Problem details:
Return each line of the data below verbatim; pictures are to be left out.

═════ Stored data

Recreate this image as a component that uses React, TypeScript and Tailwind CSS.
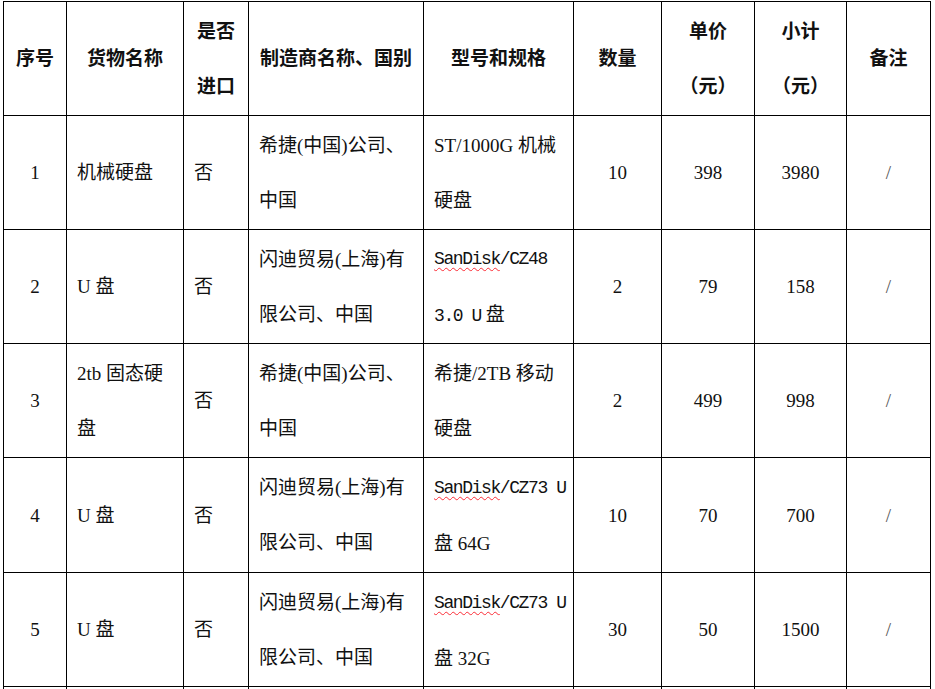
import React from 'react';

const SERIF = "font-['Liberation_Serif','Noto_Sans_CJK_SC',serif]";

type Align = 'center' | 'left';

interface Row {
  no: string;
  name: React.ReactNode;
  imported: string;
  maker: React.ReactNode;
  model: React.ReactNode;
  qty: string;
  price: string;
  total: string;
}

const SanDisk = () => (
  <span className="underline decoration-wavy decoration-red-500 decoration-1 underline-offset-[3px]">SanDisk</span>
);

const Mono: React.FC<{ children: React.ReactNode }> = ({ children }) => (
  <span className="font-['Liberation_Mono',monospace] text-[18px] tracking-[-1.4px]">{children}</span>
);

const sdMaker = (
  <>
    闪迪贸易(上海)有
    <br />
    限公司、中国
  </>
);

const xjMaker = (
  <>
    希捷(中国)公司、
    <br />
    中国
  </>
);

const rows: Row[] = [
  {
    no: '1',
    name: '机械硬盘',
    imported: '否',
    maker: xjMaker,
    model: (
      <>
        ST/1000G 机械
        <br />
        硬盘
      </>
    ),
    qty: '10',
    price: '398',
    total: '3980',
  },
  {
    no: '2',
    name: 'U 盘',
    imported: '否',
    maker: sdMaker,
    model: (
      <>
        <Mono>
          <SanDisk />
          /CZ48
        </Mono>
        <br />
        <Mono>3.0 U</Mono> 盘
      </>
    ),
    qty: '2',
    price: '79',
    total: '158',
  },
  {
    no: '3',
    name: (
      <>
        2tb 固态硬
        <br />盘
      </>
    ),
    imported: '否',
    maker: xjMaker,
    model: (
      <>
        希捷/2TB 移动
        <br />
        硬盘
      </>
    ),
    qty: '2',
    price: '499',
    total: '998',
  },
  {
    no: '4',
    name: 'U 盘',
    imported: '否',
    maker: sdMaker,
    model: (
      <>
        <Mono>
          <SanDisk />
          /CZ73 U
        </Mono>
        <br />盘 64G
      </>
    ),
    qty: '10',
    price: '70',
    total: '700',
  },
  {
    no: '5',
    name: 'U 盘',
    imported: '否',
    maker: sdMaker,
    model: (
      <>
        <Mono>
          <SanDisk />
          /CZ73 U
        </Mono>
        <br />盘 32G
      </>
    ),
    qty: '30',
    price: '50',
    total: '1500',
  },
];

const Cell: React.FC<{ align?: Align; bold?: boolean; children?: React.ReactNode }> = ({
  align = 'center',
  bold,
  children,
}) => (
  <div
    className={`bg-white flex items-center whitespace-nowrap text-[19px] leading-[55px] text-[#111] ${
      align === 'center' ? 'justify-center text-center' : 'justify-start pl-[10px]'
    } ${bold ? 'font-bold' : 'font-normal'}`}
  >
    <div>{children}</div>
  </div>
);

export default function App() {
  return (
    <div className={`w-[935px] h-[689px] overflow-hidden bg-white pt-px pl-[3px] ${SERIF}`}>
      <div className="grid grid-cols-[62px_116px_64px_174px_149px_87px_92px_91px_83px] grid-rows-[113px_113px_113px_113px_114px_113px_113px_40px] gap-px bg-black p-px w-max">
        <Cell bold>序号</Cell>
        <Cell bold>货物名称</Cell>
        <Cell bold>
          是否
          <br />
          进口
        </Cell>
        <Cell bold>制造商名称、国别</Cell>
        <Cell bold>型号和规格</Cell>
        <Cell bold>数量</Cell>
        <Cell bold>
          单价
          <br />
          （元）
        </Cell>
        <Cell bold>
          小计
          <br />
          （元）
        </Cell>
        <Cell bold>备注</Cell>

        {rows.map((r) => (
          <React.Fragment key={r.no}>
            <Cell>{r.no}</Cell>
            <Cell align="left">{r.name}</Cell>
            <Cell align="left">{r.imported}</Cell>
            <Cell align="left">{r.maker}</Cell>
            <Cell align="left">{r.model}</Cell>
            <Cell>{r.qty}</Cell>
            <Cell>{r.price}</Cell>
            <Cell>{r.total}</Cell>
            <Cell>
              <span className="text-[#555]">/</span>
            </Cell>
          </React.Fragment>
        ))}

        {Array.from({ length: 9 }).map((_, i) => (
          <Cell key={`tail-${i}`} />
        ))}
      </div>
    </div>
  );
}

══════════

Task output:
Recreate this image as a component that uses React, TypeScript and Tailwind CSS.
import React from 'react';

const SERIF = "font-['Liberation_Serif','Noto_Sans_CJK_SC',serif]";

type Align = 'center' | 'left';

interface Row {
  no: string;
  name: React.ReactNode;
  imported: string;
  maker: React.ReactNode;
  model: React.ReactNode;
  qty: string;
  price: string;
  total: string;
}

const SanDisk = () => (
  <span className="underline decoration-wavy decoration-red-500 decoration-1 underline-offset-[3px]">SanDisk</span>
);

const Mono: React.FC<{ children: React.ReactNode }> = ({ children }) => (
  <span className="font-['Liberation_Mono',monospace] text-[18px] tracking-[-1.4px]">{children}</span>
);

const sdMaker = (
  <>
    闪迪贸易(上海)有
    <br />
    限公司、中国
  </>
);

const xjMaker = (
  <>
    希捷(中国)公司、
    <br />
    中国
  </>
);

const rows: Row[] = [
  {
    no: '1',
    name: '机械硬盘',
    imported: '否',
    maker: xjMaker,
    model: (
      <>
        ST/1000G 机械
        <br />
        硬盘
      </>
    ),
    qty: '10',
    price: '398',
    total: '3980',
  },
  {
    no: '2',
    name: 'U 盘',
    imported: '否',
    maker: sdMaker,
    model: (
      <>
        <Mono>
          <SanDisk />
          /CZ48
        </Mono>
        <br />
        <Mono>3.0 U</Mono> 盘
      </>
    ),
    qty: '2',
    price: '79',
    total: '158',
  },
  {
    no: '3',
    name: (
      <>
        2tb 固态硬
        <br />盘
      </>
    ),
    imported: '否',
    maker: xjMaker,
    model: (
      <>
        希捷/2TB 移动
        <br />
        硬盘
      </>
    ),
    qty: '2',
    price: '499',
    total: '998',
  },
  {
    no: '4',
    name: 'U 盘',
    imported: '否',
    maker: sdMaker,
    model: (
      <>
        <Mono>
          <SanDisk />
          /CZ73 U
        </Mono>
        <br />盘 64G
      </>
    ),
    qty: '10',
    price: '70',
    total: '700',
  },
  {
    no: '5',
    name: 'U 盘',
    imported: '否',
    maker: sdMaker,
    model: (
      <>
        <Mono>
          <SanDisk />
          /CZ73 U
        </Mono>
        <br />盘 32G
      </>
    ),
    qty: '30',
    price: '50',
    total: '1500',
  },
];

const Cell: React.FC<{ align?: Align; bold?: boolean; children?: React.ReactNode }> = ({
  align = 'center',
  bold,
  children,
}) => (
  <div
    className={`bg-white flex items-center whitespace-nowrap text-[19px] leading-[55px] text-[#111] ${
      align === 'center' ? 'justify-center text-center' : 'justify-start pl-[10px]'
    } ${bold ? 'font-bold' : 'font-normal'}`}
  >
    <div>{children}</div>
  </div>
);

export default function App() {
  return (
    <div className={`w-[935px] h-[689px] overflow-hidden bg-white pt-px pl-[3px] ${SERIF}`}>
      <div className="grid grid-cols-[62px_116px_64px_174px_149px_87px_92px_91px_83px] grid-rows-[113px_113px_113px_113px_114px_113px_113px_40px] gap-px bg-black p-px w-max">
        <Cell bold>序号</Cell>
        <Cell bold>货物名称</Cell>
        <Cell bold>
          是否
          <br />
          进口
        </Cell>
        <Cell bold>制造商名称、国别</Cell>
        <Cell bold>型号和规格</Cell>
        <Cell bold>数量</Cell>
        <Cell bold>
          单价
          <br />
          （元）
        </Cell>
        <Cell bold>
          小计
          <br />
          （元）
        </Cell>
        <Cell bold>备注</Cell>

        {rows.map((r) => (
          <React.Fragment key={r.no}>
            <Cell>{r.no}</Cell>
            <Cell align="left">{r.name}</Cell>
            <Cell align="left">{r.imported}</Cell>
            <Cell align="left">{r.maker}</Cell>
            <Cell align="left">{r.model}</Cell>
            <Cell>{r.qty}</Cell>
            <Cell>{r.price}</Cell>
            <Cell>{r.total}</Cell>
            <Cell>
              <span className="text-[#555]">/</span>
            </Cell>
          </React.Fragment>
        ))}

        {Array.from({ length: 9 }).map((_, i) => (
          <Cell key={`tail-${i}`} />
        ))}
      </div>
    </div>
  );
}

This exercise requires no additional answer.